Scan the listing below and copy every line holding "this".

____

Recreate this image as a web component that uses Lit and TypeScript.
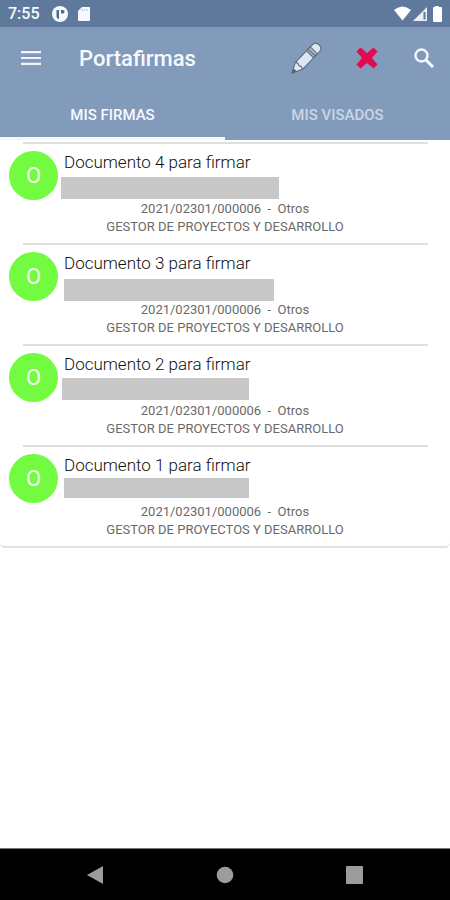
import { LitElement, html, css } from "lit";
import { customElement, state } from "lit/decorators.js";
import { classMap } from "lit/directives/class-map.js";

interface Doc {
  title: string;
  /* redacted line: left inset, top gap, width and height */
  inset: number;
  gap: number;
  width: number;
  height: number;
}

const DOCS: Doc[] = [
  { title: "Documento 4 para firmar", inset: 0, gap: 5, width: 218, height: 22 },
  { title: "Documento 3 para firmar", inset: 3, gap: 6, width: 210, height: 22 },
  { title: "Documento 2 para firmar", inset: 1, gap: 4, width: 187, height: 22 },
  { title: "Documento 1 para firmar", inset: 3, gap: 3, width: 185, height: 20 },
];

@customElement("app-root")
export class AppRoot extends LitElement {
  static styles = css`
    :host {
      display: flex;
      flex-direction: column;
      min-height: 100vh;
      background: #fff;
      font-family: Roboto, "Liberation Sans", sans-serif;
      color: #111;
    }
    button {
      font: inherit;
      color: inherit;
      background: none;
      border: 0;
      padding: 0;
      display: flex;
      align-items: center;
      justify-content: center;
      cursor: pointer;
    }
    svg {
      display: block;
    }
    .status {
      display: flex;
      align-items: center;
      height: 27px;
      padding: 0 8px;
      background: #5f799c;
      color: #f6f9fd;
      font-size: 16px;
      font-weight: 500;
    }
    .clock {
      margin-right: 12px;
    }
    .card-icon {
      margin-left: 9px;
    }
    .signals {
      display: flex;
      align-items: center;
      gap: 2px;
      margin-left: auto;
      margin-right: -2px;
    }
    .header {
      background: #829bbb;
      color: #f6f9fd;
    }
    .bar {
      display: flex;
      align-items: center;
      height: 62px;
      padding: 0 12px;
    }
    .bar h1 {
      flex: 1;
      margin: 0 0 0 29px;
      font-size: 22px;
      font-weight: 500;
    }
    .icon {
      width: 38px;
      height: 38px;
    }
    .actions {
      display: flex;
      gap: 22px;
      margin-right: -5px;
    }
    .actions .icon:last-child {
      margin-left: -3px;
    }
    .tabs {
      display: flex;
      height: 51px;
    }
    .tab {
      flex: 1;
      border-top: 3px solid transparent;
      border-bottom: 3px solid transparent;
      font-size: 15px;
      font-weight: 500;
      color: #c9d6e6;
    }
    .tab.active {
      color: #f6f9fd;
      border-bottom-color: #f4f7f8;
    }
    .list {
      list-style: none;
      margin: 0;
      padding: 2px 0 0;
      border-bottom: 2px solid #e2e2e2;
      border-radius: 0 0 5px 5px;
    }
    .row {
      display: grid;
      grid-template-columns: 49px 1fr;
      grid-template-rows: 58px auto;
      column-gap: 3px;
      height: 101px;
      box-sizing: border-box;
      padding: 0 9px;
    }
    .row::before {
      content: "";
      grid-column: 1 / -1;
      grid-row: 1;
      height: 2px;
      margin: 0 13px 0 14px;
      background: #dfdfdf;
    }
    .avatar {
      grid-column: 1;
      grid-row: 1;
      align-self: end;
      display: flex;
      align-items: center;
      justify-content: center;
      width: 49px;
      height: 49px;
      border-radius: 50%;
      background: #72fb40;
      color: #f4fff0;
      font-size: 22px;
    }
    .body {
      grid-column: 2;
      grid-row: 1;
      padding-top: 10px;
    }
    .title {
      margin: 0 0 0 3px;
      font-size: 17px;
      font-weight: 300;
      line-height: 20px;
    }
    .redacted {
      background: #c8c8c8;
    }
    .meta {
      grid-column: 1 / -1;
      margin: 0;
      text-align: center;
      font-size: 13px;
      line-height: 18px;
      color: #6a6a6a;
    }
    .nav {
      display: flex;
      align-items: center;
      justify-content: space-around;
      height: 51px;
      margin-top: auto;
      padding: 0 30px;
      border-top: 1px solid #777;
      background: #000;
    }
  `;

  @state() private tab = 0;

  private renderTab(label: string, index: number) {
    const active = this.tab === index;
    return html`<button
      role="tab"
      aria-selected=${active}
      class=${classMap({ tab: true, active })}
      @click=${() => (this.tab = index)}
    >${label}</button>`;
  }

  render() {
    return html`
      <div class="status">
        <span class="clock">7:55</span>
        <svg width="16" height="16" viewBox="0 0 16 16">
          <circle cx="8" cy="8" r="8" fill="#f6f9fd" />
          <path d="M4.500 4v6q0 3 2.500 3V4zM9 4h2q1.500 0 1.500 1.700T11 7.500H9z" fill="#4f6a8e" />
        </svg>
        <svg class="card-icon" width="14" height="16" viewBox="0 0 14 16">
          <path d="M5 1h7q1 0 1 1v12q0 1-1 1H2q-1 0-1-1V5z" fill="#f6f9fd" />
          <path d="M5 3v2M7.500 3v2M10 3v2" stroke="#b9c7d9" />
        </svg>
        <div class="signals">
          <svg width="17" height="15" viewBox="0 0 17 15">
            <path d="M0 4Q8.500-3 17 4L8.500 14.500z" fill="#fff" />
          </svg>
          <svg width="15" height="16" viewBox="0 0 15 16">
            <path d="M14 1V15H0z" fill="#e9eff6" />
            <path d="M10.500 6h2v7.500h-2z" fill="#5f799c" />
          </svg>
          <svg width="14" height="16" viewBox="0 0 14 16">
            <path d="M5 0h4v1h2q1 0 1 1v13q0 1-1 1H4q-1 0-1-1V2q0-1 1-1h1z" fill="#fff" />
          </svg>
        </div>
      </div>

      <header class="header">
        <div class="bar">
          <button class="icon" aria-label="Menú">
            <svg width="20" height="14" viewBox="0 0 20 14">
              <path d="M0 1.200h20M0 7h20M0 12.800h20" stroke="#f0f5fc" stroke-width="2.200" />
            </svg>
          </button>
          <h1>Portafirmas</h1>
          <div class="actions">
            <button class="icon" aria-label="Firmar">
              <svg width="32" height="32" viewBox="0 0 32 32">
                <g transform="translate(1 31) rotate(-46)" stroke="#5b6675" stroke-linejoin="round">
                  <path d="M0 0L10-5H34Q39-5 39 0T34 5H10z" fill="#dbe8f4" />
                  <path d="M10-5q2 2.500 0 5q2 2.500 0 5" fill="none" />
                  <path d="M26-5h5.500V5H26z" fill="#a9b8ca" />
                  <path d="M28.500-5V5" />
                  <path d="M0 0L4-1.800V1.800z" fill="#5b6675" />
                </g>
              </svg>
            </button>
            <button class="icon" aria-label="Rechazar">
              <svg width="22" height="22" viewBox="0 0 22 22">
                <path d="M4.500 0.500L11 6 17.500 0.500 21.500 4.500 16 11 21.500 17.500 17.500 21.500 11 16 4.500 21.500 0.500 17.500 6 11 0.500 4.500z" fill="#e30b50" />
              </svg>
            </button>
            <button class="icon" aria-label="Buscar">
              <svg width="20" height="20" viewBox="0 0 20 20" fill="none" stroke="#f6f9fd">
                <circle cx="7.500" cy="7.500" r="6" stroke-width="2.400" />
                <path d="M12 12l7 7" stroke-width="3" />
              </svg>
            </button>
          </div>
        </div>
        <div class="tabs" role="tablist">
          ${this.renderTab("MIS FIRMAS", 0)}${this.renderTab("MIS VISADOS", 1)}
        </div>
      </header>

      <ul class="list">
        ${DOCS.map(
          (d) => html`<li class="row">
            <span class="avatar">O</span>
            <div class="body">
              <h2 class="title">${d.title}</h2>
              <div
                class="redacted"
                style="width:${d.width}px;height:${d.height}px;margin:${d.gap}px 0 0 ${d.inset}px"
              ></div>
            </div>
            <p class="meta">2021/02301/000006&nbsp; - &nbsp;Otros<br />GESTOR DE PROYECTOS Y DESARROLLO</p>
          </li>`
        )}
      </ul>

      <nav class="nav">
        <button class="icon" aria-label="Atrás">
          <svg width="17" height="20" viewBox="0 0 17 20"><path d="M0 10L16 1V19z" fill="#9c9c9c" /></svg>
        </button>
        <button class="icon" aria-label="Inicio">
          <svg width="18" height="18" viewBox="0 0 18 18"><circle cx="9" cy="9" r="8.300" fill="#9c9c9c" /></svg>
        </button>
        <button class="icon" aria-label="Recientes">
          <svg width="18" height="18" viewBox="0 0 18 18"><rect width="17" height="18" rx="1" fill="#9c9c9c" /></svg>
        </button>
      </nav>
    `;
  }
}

____

The solution:
Recreate this image as a web component that uses Lit and TypeScript.
    const active = this.tab === index;
      @click=${() => (this.tab = index)}
          ${this.renderTab("MIS FIRMAS", 0)}${this.renderTab("MIS VISADOS", 1)}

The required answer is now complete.